■ WORK INSTRUCTIONS ■
Pictures should be excluded; otherwise, copy every entry exactly.

--- Start EXTRACTED ENTRIES ---

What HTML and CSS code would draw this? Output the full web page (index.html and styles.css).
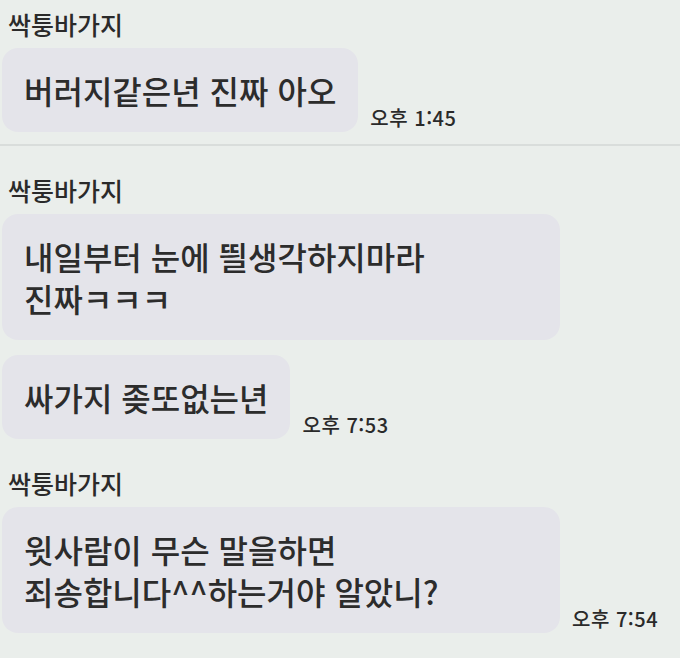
FILE: index.html
```html
<!DOCTYPE html>
<html lang="ko">

<head>
    <meta charset="UTF-8">
    <meta name="viewport" content="width=device-width, initial-scale=1.0">
    <title>채팅</title>
    <link rel="stylesheet" href="styles.css">
</head>

<body>
    <!-- First chat block -->
    <section class="chat first">
        <div class="name">싹퉁바가지</div>
        <div class="row">
            <div class="bubble">버러지같은년 진짜 아오</div>
            <span class="time">오후 1:45</span>
        </div>
    </section>

    <!-- Second chat block -->
    <section class="chat">
        <div class="name">싹퉁바가지</div>
        <div class="row">
            <div class="bubble wide">내일부터 눈에 띌생각하지마라<br>진짜ㅋㅋㅋ</div>
        </div>
        <div class="row">
            <div class="bubble">싸가지 좆또없는년</div>
            <span class="time">오후 7:53</span>
        </div>
    </section>

    <section class="chat">
        <div class="name">싹퉁바가지</div>
        <div class="row">
            <div class="bubble wide">윗사람이 무슨 말을하면<br>죄송합니다^^하는거야 알았니?</div>
            <span class="time">오후 7:54</span>
        </div>
    </section>
</body>

</html>
```

FILE: styles.css
```css
* {
    margin: 0;
    padding: 0;
    box-sizing: border-box;
}

body {
    font-family: "Noto Sans CJK KR", "Noto Sans", sans-serif;
    background-color: #eaeeeb;
    color: #333;
    width: 680px;
    height: 658px;
    overflow: hidden;
}

.chat {
    padding: 8px 0 0 2px;
}

.chat.first {
    border-bottom: 2px solid #d9dddb;
    padding-bottom: 12px;
    padding-top: 8px;
}

.chat + .chat {
    padding-top: 28px;
}

.name {
    font-size: 25px;
    font-weight: 500;
    line-height: 32px;
    padding-left: 6px;
    color: #2a2a2a;
    margin-bottom: 8px;
}

.row {
    display: flex;
    align-items: flex-end;
    gap: 12px;
    margin-bottom: 15px;
}

.row:last-child {
    margin-bottom: 0;
}

.bubble {
    background-color: #e4e4ea;
    border-radius: 16px;
    padding: 21px 22px;
    font-size: 32px;
    font-weight: 500;
    line-height: 42px;
    color: #2c2c2c;
    white-space: nowrap;
}

.bubble.wide {
    width: 558px;
    padding-top: 21px;
    padding-bottom: 21px;
}

.time {
    font-size: 20px;
    font-weight: 500;
    line-height: 22px;
    letter-spacing: 0.5px;
    margin-bottom: 3px;
    color: #2a2a2a;
    white-space: nowrap;
}
```
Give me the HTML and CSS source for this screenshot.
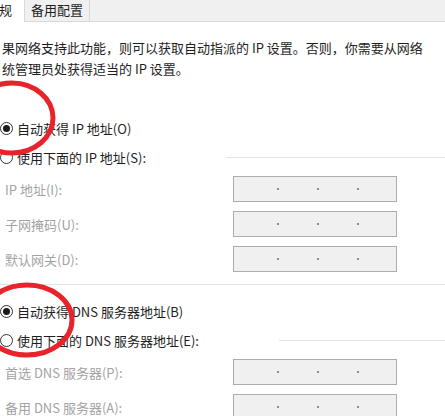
FILE: index.html
```html
<!DOCTYPE html>
<html>
<head>
<meta charset="utf-8">
<link rel="stylesheet" href="styles.css">
</head>
<body>
<div class="page">
  <div class="tabs">
    <div class="tab-active">规</div>
    <div class="tab">备用配置</div>
    <div class="tab-rest"></div>
  </div>
  <div class="desc">
    <div>果网络支持此功能，则可以获取自动指派的 IP 设置。否则，你需要从网络</div>
    <div>统管理员处获得适当的 IP 设置。</div>
  </div>

  <div class="radio r1"><span class="dot checked"></span><span>自动获得 IP 地址(O)</span></div>
  <div class="radio r2 group"><span class="dot"></span><span>使用下面的 IP 地址(S):</span><span class="gline"></span></div>

  <div class="fields">
    <div class="field"><span class="label">IP 地址(I):</span><span class="ipbox"><i></i><i></i><i></i></span></div>
    <div class="field"><span class="label">子网掩码(U):</span><span class="ipbox"><i></i><i></i><i></i></span></div>
    <div class="field"><span class="label">默认网关(D):</span><span class="ipbox"><i></i><i></i><i></i></span></div>
  </div>

  <div class="sep"></div>

  <div class="radio r3"><span class="dot checked"></span><span>自动获得 DNS 服务器地址(B)</span></div>
  <div class="radio r2 group"><span class="dot"></span><span>使用下面的 DNS 服务器地址(E):</span><span class="gline"></span></div>

  <div class="fields">
    <div class="field"><span class="label">首选 DNS 服务器(P):</span><span class="ipbox"><i></i><i></i><i></i></span></div>
    <div class="field"><span class="label">备用 DNS 服务器(A):</span><span class="ipbox"><i></i><i></i><i></i></span></div>
  </div>

  <svg class="marks" width="445" height="416" viewBox="0 0 445 416">
    <ellipse cx="12" cy="118" rx="41" ry="35" fill="none" stroke="#e8232b" stroke-width="5"/>
    <ellipse cx="27" cy="320" rx="45" ry="35" fill="none" stroke="#e8232b" stroke-width="5"/>
  </svg>
</div>
</body>
</html>
```

FILE: styles.css
```css
html, body {
  margin: 0;
  padding: 0;
  background: #ffffff;
}
.page {
  position: relative;
  width: 445px;
  height: 416px;
  overflow: hidden;
  font-family: "Noto Sans CJK SC", "Noto Sans", sans-serif;
  font-size: 13px;
  color: #1e1e1e;
}
.tabs {
  display: flex;
  height: 22px;
}
.tab-active {
  width: 25px;
  height: 22px;
  line-height: 20px;
  background: #ffffff;
  margin-left: -1px;
  box-sizing: border-box;
}
.tab {
  height: 22px;
  box-sizing: border-box;
  padding: 0 6px;
  line-height: 20px;
  background: #f0f0f0;
  border: 1px solid #d9d9d9;
  border-top: none;
}
.tab-rest {
  flex: 1;
  background: #f0f0f0;
  border-bottom: 1px solid #d9d9d9;
}
.desc {
  margin-top: 15px;
  padding-left: 2px;
  line-height: 21px;
  white-space: nowrap;
}
.radio {
  display: flex;
  align-items: center;
  height: 21px;
  white-space: nowrap;
  gap: 4px;
}
.r1 { margin-top: 39px; }
.r2 { margin-top: 8px; }
.r3 { margin-top: 16px; }
.dot {
  flex: none;
  width: 13px;
  height: 13px;
  box-sizing: border-box;
  border: 1px solid #333333;
  border-radius: 50%;
  background: #ffffff;
  display: flex;
  align-items: center;
  justify-content: center;
}
.dot.checked::after {
  content: "";
  width: 7px;
  height: 7px;
  border-radius: 50%;
  background: #1a1a1a;
}
.gline {
  flex: 1;
  height: 1px;
  margin-left: 76px;
  background: #e3e3e3;
}
.fields {
  margin-top: 8px;
  display: flex;
  flex-direction: column;
  gap: 9px;
}
.field {
  display: flex;
  align-items: center;
  height: 26px;
}
.label {
  width: 228px;
  padding-left: 5px;
  color: #a3a3a3;
  white-space: nowrap;
}
.ipbox {
  width: 164px;
  height: 26px;
  box-sizing: border-box;
  border: 1px solid #adadad;
  background: #f0f0f0;
  display: flex;
  align-items: center;
  padding-left: 43px;
  gap: 38px;
}
.ipbox i {
  width: 2px;
  height: 2px;
  background: #8c8c8c;
}
.sep {
  margin-top: 12px;
  height: 1px;
  background: #e3e3e3;
}
.marks {
  position: absolute;
  left: 0;
  top: 0;
  pointer-events: none;
}
```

--- End EXTRACTED ENTRIES ---

■ RESULT BELOW ■
What HTML and CSS code would draw this? Output the full web page (index.html and styles.css).
FILE: index.html
```html
<!DOCTYPE html>
<html lang="ko">

<head>
    <meta charset="UTF-8">
    <meta name="viewport" content="width=device-width, initial-scale=1.0">
    <title>채팅</title>
    <link rel="stylesheet" href="styles.css">
</head>

<body>
    <!-- First chat block -->
    <section class="chat first">
        <div class="name">싹퉁바가지</div>
        <div class="row">
            <div class="bubble">버러지같은년 진짜 아오</div>
            <span class="time">오후 1:45</span>
        </div>
    </section>

    <!-- Second chat block -->
    <section class="chat">
        <div class="name">싹퉁바가지</div>
        <div class="row">
            <div class="bubble wide">내일부터 눈에 띌생각하지마라<br>진짜ㅋㅋㅋ</div>
        </div>
        <div class="row">
            <div class="bubble">싸가지 좆또없는년</div>
            <span class="time">오후 7:53</span>
        </div>
    </section>

    <section class="chat">
        <div class="name">싹퉁바가지</div>
        <div class="row">
            <div class="bubble wide">윗사람이 무슨 말을하면<br>죄송합니다^^하는거야 알았니?</div>
            <span class="time">오후 7:54</span>
        </div>
    </section>
</body>

</html>
```

FILE: styles.css
```css
* {
    margin: 0;
    padding: 0;
    box-sizing: border-box;
}

body {
    font-family: "Noto Sans CJK KR", "Noto Sans", sans-serif;
    background-color: #eaeeeb;
    color: #333;
    width: 680px;
    height: 658px;
    overflow: hidden;
}

.chat {
    padding: 8px 0 0 2px;
}

.chat.first {
    border-bottom: 2px solid #d9dddb;
    padding-bottom: 12px;
    padding-top: 8px;
}

.chat + .chat {
    padding-top: 28px;
}

.name {
    font-size: 25px;
    font-weight: 500;
    line-height: 32px;
    padding-left: 6px;
    color: #2a2a2a;
    margin-bottom: 8px;
}

.row {
    display: flex;
    align-items: flex-end;
    gap: 12px;
    margin-bottom: 15px;
}

.row:last-child {
    margin-bottom: 0;
}

.bubble {
    background-color: #e4e4ea;
    border-radius: 16px;
    padding: 21px 22px;
    font-size: 32px;
    font-weight: 500;
    line-height: 42px;
    color: #2c2c2c;
    white-space: nowrap;
}

.bubble.wide {
    width: 558px;
    padding-top: 21px;
    padding-bottom: 21px;
}

.time {
    font-size: 20px;
    font-weight: 500;
    line-height: 22px;
    letter-spacing: 0.5px;
    margin-bottom: 3px;
    color: #2a2a2a;
    white-space: nowrap;
}
```
Give me the HTML and CSS source for this screenshot.
FILE: index.html
```html
<!DOCTYPE html>
<html>
<head>
<meta charset="utf-8">
<link rel="stylesheet" href="styles.css">
</head>
<body>
<div class="page">
  <div class="tabs">
    <div class="tab-active">规</div>
    <div class="tab">备用配置</div>
    <div class="tab-rest"></div>
  </div>
  <div class="desc">
    <div>果网络支持此功能，则可以获取自动指派的 IP 设置。否则，你需要从网络</div>
    <div>统管理员处获得适当的 IP 设置。</div>
  </div>

  <div class="radio r1"><span class="dot checked"></span><span>自动获得 IP 地址(O)</span></div>
  <div class="radio r2 group"><span class="dot"></span><span>使用下面的 IP 地址(S):</span><span class="gline"></span></div>

  <div class="fields">
    <div class="field"><span class="label">IP 地址(I):</span><span class="ipbox"><i></i><i></i><i></i></span></div>
    <div class="field"><span class="label">子网掩码(U):</span><span class="ipbox"><i></i><i></i><i></i></span></div>
    <div class="field"><span class="label">默认网关(D):</span><span class="ipbox"><i></i><i></i><i></i></span></div>
  </div>

  <div class="sep"></div>

  <div class="radio r3"><span class="dot checked"></span><span>自动获得 DNS 服务器地址(B)</span></div>
  <div class="radio r2 group"><span class="dot"></span><span>使用下面的 DNS 服务器地址(E):</span><span class="gline"></span></div>

  <div class="fields">
    <div class="field"><span class="label">首选 DNS 服务器(P):</span><span class="ipbox"><i></i><i></i><i></i></span></div>
    <div class="field"><span class="label">备用 DNS 服务器(A):</span><span class="ipbox"><i></i><i></i><i></i></span></div>
  </div>

  <svg class="marks" width="445" height="416" viewBox="0 0 445 416">
    <ellipse cx="12" cy="118" rx="41" ry="35" fill="none" stroke="#e8232b" stroke-width="5"/>
    <ellipse cx="27" cy="320" rx="45" ry="35" fill="none" stroke="#e8232b" stroke-width="5"/>
  </svg>
</div>
</body>
</html>
```

FILE: styles.css
```css
html, body {
  margin: 0;
  padding: 0;
  background: #ffffff;
}
.page {
  position: relative;
  width: 445px;
  height: 416px;
  overflow: hidden;
  font-family: "Noto Sans CJK SC", "Noto Sans", sans-serif;
  font-size: 13px;
  color: #1e1e1e;
}
.tabs {
  display: flex;
  height: 22px;
}
.tab-active {
  width: 25px;
  height: 22px;
  line-height: 20px;
  background: #ffffff;
  margin-left: -1px;
  box-sizing: border-box;
}
.tab {
  height: 22px;
  box-sizing: border-box;
  padding: 0 6px;
  line-height: 20px;
  background: #f0f0f0;
  border: 1px solid #d9d9d9;
  border-top: none;
}
.tab-rest {
  flex: 1;
  background: #f0f0f0;
  border-bottom: 1px solid #d9d9d9;
}
.desc {
  margin-top: 15px;
  padding-left: 2px;
  line-height: 21px;
  white-space: nowrap;
}
.radio {
  display: flex;
  align-items: center;
  height: 21px;
  white-space: nowrap;
  gap: 4px;
}
.r1 { margin-top: 39px; }
.r2 { margin-top: 8px; }
.r3 { margin-top: 16px; }
.dot {
  flex: none;
  width: 13px;
  height: 13px;
  box-sizing: border-box;
  border: 1px solid #333333;
  border-radius: 50%;
  background: #ffffff;
  display: flex;
  align-items: center;
  justify-content: center;
}
.dot.checked::after {
  content: "";
  width: 7px;
  height: 7px;
  border-radius: 50%;
  background: #1a1a1a;
}
.gline {
  flex: 1;
  height: 1px;
  margin-left: 76px;
  background: #e3e3e3;
}
.fields {
  margin-top: 8px;
  display: flex;
  flex-direction: column;
  gap: 9px;
}
.field {
  display: flex;
  align-items: center;
  height: 26px;
}
.label {
  width: 228px;
  padding-left: 5px;
  color: #a3a3a3;
  white-space: nowrap;
}
.ipbox {
  width: 164px;
  height: 26px;
  box-sizing: border-box;
  border: 1px solid #adadad;
  background: #f0f0f0;
  display: flex;
  align-items: center;
  padding-left: 43px;
  gap: 38px;
}
.ipbox i {
  width: 2px;
  height: 2px;
  background: #8c8c8c;
}
.sep {
  margin-top: 12px;
  height: 1px;
  background: #e3e3e3;
}
.marks {
  position: absolute;
  left: 0;
  top: 0;
  pointer-events: none;
}
```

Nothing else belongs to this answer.